È il 4 dicembre 2018, siamo a Katowice, in Polonia, una ragazzina svedese, bionda con occhi di ghiaccio fa un discorso in occasione della 24esima Conferenza delle Parti sul Clima. Quella ragazzina era Greta Thunberg ed è grazie a quel fatidico discorso che divenne famosa e nel mondo qualcosa si mosse. In seguito con i Fridays for Future sempre più persone si resero conto dell’importanza del tema del cambiamento climatico e quanto fosse importante anche in correlazione a quel meccanismo che risulta essere un po’ il motore del paese: l’economia. E quando l’economia incontra l’ecologia nasce l’economia circolare.
Economia circolare: le origini
Laddove l’economia tradizionale è definita lineare questo nuovo modello di economia, appunto circolare, è definita come tale poiché rappresenta un ciclo di produzione e riutilizzo. Il concetto di circolarità non è un concetto nuovo, parliamo di cicli collegati ai sistemi del mondo già dai tempi dei filosofi dell’antica Grecia. Per quanto riguarda invece la teoria economica, i primi a trattarne furono gli economisti ambientali Pearce and Turner, che basarono i propri studi su lavori precedenti di altri economisti quali Boulding o Ghisellini.
Boulding ad esempio sosteneva che la nostra non fosse una “cowboy economy”, ovvero dove le risorse naturali sono percepite come illimitate, ma piuttosto come una “spaceman economy”, dove la terra è percepita come un sistema chiuso in cui ambiente ed economia intraprendono una relazione circolare e ogni input viene convertito in qualcos’altro. In sunto per poter far mantenere la sostenibilità sulla terra, Boulding riteneva necessario che venisse abbracciato un modello di economia circolare.
Economia circolare: il concetto
Ora che abbiamo affrontato le origini e le radici di questa corrente di pensiero possiamo addentrarci per bene nel concetto stesso dell’economia circolare.

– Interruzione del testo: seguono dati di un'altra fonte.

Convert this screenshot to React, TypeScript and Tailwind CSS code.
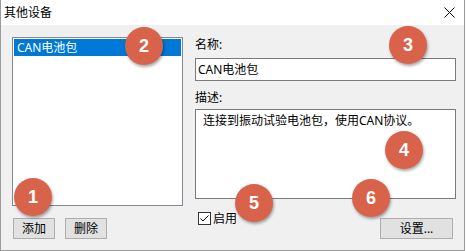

Per definizione l’economia circolare è un modello di produzione e consumo che implica la condivisione, il riutilizzo, il prestito, la riparazione e il riciclo di materiali esistenti e prodotti più a lungo possibile. L’obiettivo finale è quello di ridurre al minimo lo spreco; quando un prodotto arriva alla fine del suo ciclo di vita i materiali vengono mantenuti all’interno dell’economia il più possibile, per essere usati in maniera efficiente ancora e ancora. Tutto questo si discosta particolarmente dall’economia lineare in cui ci troviamo oggi, dove tutto si basa su un pattern di prendi-produci-consuma-butta. Parte di tutto questo processo è anche un piano di obsolescenza pianificata, dove i prodotti sono pensati per avere una determinata durata solitamente breve, dopo la quale vengono gettati per incentivare il consumatore ad acquistarne di nuovi. Dopo questa breve analisi risulta chiaro come sia fondamentale attuare una transizione da un modello a un altro poiché le risorse sulla terra non sono illimitate in primo luogo, e soprattutto dover smaltire un prodotto dopo un breve periodo di utilizzo ogni volta aumenta in maniera drastica la produzione di CO2 e quindi di inquinamento dell’aria. Il cambiamento deve partire dal basso, con un consumo consapevole da parte dei cittadini, e dall’alto con un industria che investe sull’ecodesign, ovvero la creazione di prodotti con una durata maggiore e un riciclo semplificato, e che si affida all’energia pulita per i propri impianti. Perché, come dice anche Greta, “Se non troviamo soluzioni nell’attuale modello di sviluppo, significa che dobbiamo cambiarlo”.